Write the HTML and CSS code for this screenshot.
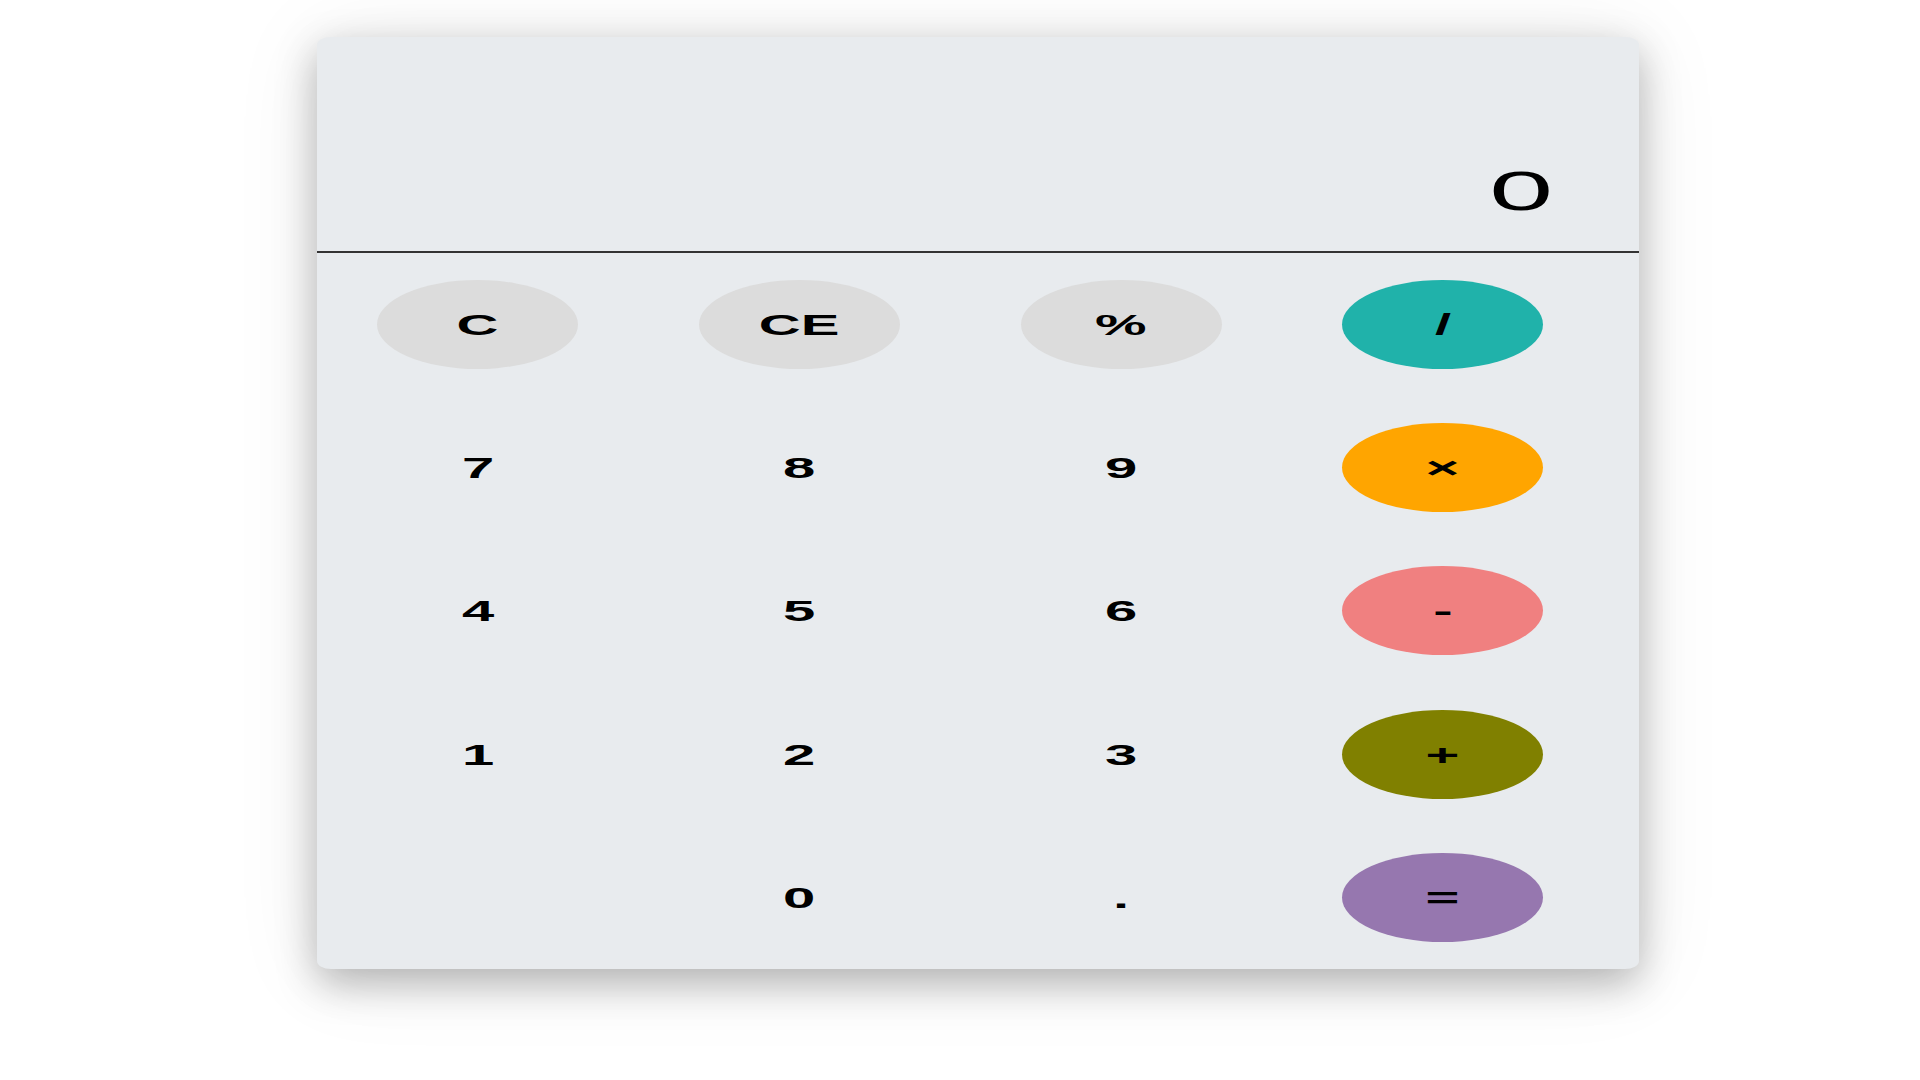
FILE: index.html
```html
<!DOCTYPE html>
<html lang="en">
<head>
<meta charset="utf-8">
<title>Calculator</title>
<link rel="stylesheet" href="styles.css">
</head>
<body>
<div class="page">
  <div class="calc">
    <div class="display"><span class="display-value">0</span></div>
    <div class="keys">
      <div class="cell"><button class="key key-fn"><span class="lbl">C</span></button></div>
      <div class="cell"><button class="key key-fn"><span class="lbl">CE</span></button></div>
      <div class="cell"><button class="key key-fn"><span class="lbl">%</span></button></div>
      <div class="cell"><button class="key key-div"><span class="lbl">/</span></button></div>

      <div class="cell"><button class="key"><span class="lbl">7</span></button></div>
      <div class="cell"><button class="key"><span class="lbl">8</span></button></div>
      <div class="cell"><button class="key"><span class="lbl">9</span></button></div>
      <div class="cell"><button class="key key-mul"><span class="lbl">&times;</span></button></div>

      <div class="cell"><button class="key"><span class="lbl">4</span></button></div>
      <div class="cell"><button class="key"><span class="lbl">5</span></button></div>
      <div class="cell"><button class="key"><span class="lbl">6</span></button></div>
      <div class="cell"><button class="key key-sub"><span class="lbl">-</span></button></div>

      <div class="cell"><button class="key"><span class="lbl">1</span></button></div>
      <div class="cell"><button class="key"><span class="lbl">2</span></button></div>
      <div class="cell"><button class="key"><span class="lbl">3</span></button></div>
      <div class="cell"><button class="key key-add"><span class="lbl">+</span></button></div>

      <div class="cell"></div>
      <div class="cell"><button class="key"><span class="lbl">0</span></button></div>
      <div class="cell"><button class="key"><span class="lbl">.</span></button></div>
      <div class="cell"><button class="key key-eq"><span class="lbl">=</span></button></div>
    </div>
  </div>
</div>
</body>
</html>
```
FILE: styles.css
```css
* { box-sizing: border-box; }

html, body {
  margin: 0;
  padding: 0;
  background: #ffffff;
  width: 1920px;
  height: 1080px;
  overflow: hidden;
}

body {
  font-family: "Liberation Sans", Arial, sans-serif;
  color: #000;
}

.page {
  padding: 37px 0 0 317px;
}

.calc {
  width: 1322px;
  height: 932px;
  background: #e8ebee;
  border-radius: 14px / 8px;
  box-shadow: 0 14px 40px rgba(0, 0, 0, 0.28), 0 4px 90px rgba(0, 0, 0, 0.08);
  display: flex;
  flex-direction: column;
  overflow: hidden;
}

.display {
  height: 216px;
  border-bottom: 2px solid #333;
  display: flex;
  justify-content: flex-end;
  align-items: flex-end;
  padding: 0 86px 32px 0;
}

.display-value {
  display: inline-block;
  font-size: 56px;
  line-height: 56px;
  font-weight: 400;
  transform: scaleX(2.05);
  transform-origin: right center;
}

.keys {
  flex: 1;
  display: grid;
  grid-template-columns: repeat(4, 321.67px);
  grid-template-rows: repeat(5, 1fr);
}

.cell {
  display: flex;
  align-items: center;
  justify-content: center;
}

.key {
  width: 201px;
  height: 89px;
  border: none;
  border-radius: 50%;
  background: transparent;
  padding: 0;
  margin: 0;
  display: flex;
  align-items: center;
  justify-content: center;
  font-family: "Liberation Sans", Arial, sans-serif;
  font-weight: 700;
  font-size: 29px;
  color: #000;
  cursor: pointer;
}

.lbl {
  display: inline-block;
  line-height: 29px;
  margin-top: 2px;
  transform: scaleX(2.0);
}

.key-fn { background: #dcdcdc; }
.key-div { background: #20b2aa; }
.key-mul { background: #ffa500; }
.key-sub { background: #f08080; }
.key-add { background: #808000; }
.key-eq { background: #9677af; }
```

———

Task prompt: Working from the material above, transcribe it exactly while omitting pictures.

Written reply:
Write the HTML and CSS code for this screenshot.
FILE: index.html
```html
<!DOCTYPE html>
<html lang="en">
<head>
<meta charset="utf-8">
<title>Calculator</title>
<link rel="stylesheet" href="styles.css">
</head>
<body>
<div class="page">
  <div class="calc">
    <div class="display"><span class="display-value">0</span></div>
    <div class="keys">
      <div class="cell"><button class="key key-fn"><span class="lbl">C</span></button></div>
      <div class="cell"><button class="key key-fn"><span class="lbl">CE</span></button></div>
      <div class="cell"><button class="key key-fn"><span class="lbl">%</span></button></div>
      <div class="cell"><button class="key key-div"><span class="lbl">/</span></button></div>

      <div class="cell"><button class="key"><span class="lbl">7</span></button></div>
      <div class="cell"><button class="key"><span class="lbl">8</span></button></div>
      <div class="cell"><button class="key"><span class="lbl">9</span></button></div>
      <div class="cell"><button class="key key-mul"><span class="lbl">&times;</span></button></div>

      <div class="cell"><button class="key"><span class="lbl">4</span></button></div>
      <div class="cell"><button class="key"><span class="lbl">5</span></button></div>
      <div class="cell"><button class="key"><span class="lbl">6</span></button></div>
      <div class="cell"><button class="key key-sub"><span class="lbl">-</span></button></div>

      <div class="cell"><button class="key"><span class="lbl">1</span></button></div>
      <div class="cell"><button class="key"><span class="lbl">2</span></button></div>
      <div class="cell"><button class="key"><span class="lbl">3</span></button></div>
      <div class="cell"><button class="key key-add"><span class="lbl">+</span></button></div>

      <div class="cell"></div>
      <div class="cell"><button class="key"><span class="lbl">0</span></button></div>
      <div class="cell"><button class="key"><span class="lbl">.</span></button></div>
      <div class="cell"><button class="key key-eq"><span class="lbl">=</span></button></div>
    </div>
  </div>
</div>
</body>
</html>
```
FILE: styles.css
```css
* { box-sizing: border-box; }

html, body {
  margin: 0;
  padding: 0;
  background: #ffffff;
  width: 1920px;
  height: 1080px;
  overflow: hidden;
}

body {
  font-family: "Liberation Sans", Arial, sans-serif;
  color: #000;
}

.page {
  padding: 37px 0 0 317px;
}

.calc {
  width: 1322px;
  height: 932px;
  background: #e8ebee;
  border-radius: 14px / 8px;
  box-shadow: 0 14px 40px rgba(0, 0, 0, 0.28), 0 4px 90px rgba(0, 0, 0, 0.08);
  display: flex;
  flex-direction: column;
  overflow: hidden;
}

.display {
  height: 216px;
  border-bottom: 2px solid #333;
  display: flex;
  justify-content: flex-end;
  align-items: flex-end;
  padding: 0 86px 32px 0;
}

.display-value {
  display: inline-block;
  font-size: 56px;
  line-height: 56px;
  font-weight: 400;
  transform: scaleX(2.05);
  transform-origin: right center;
}

.keys {
  flex: 1;
  display: grid;
  grid-template-columns: repeat(4, 321.67px);
  grid-template-rows: repeat(5, 1fr);
}

.cell {
  display: flex;
  align-items: center;
  justify-content: center;
}

.key {
  width: 201px;
  height: 89px;
  border: none;
  border-radius: 50%;
  background: transparent;
  padding: 0;
  margin: 0;
  display: flex;
  align-items: center;
  justify-content: center;
  font-family: "Liberation Sans", Arial, sans-serif;
  font-weight: 700;
  font-size: 29px;
  color: #000;
  cursor: pointer;
}

.lbl {
  display: inline-block;
  line-height: 29px;
  margin-top: 2px;
  transform: scaleX(2.0);
}

.key-fn { background: #dcdcdc; }
.key-div { background: #20b2aa; }
.key-mul { background: #ffa500; }
.key-sub { background: #f08080; }
.key-add { background: #808000; }
.key-eq { background: #9677af; }
```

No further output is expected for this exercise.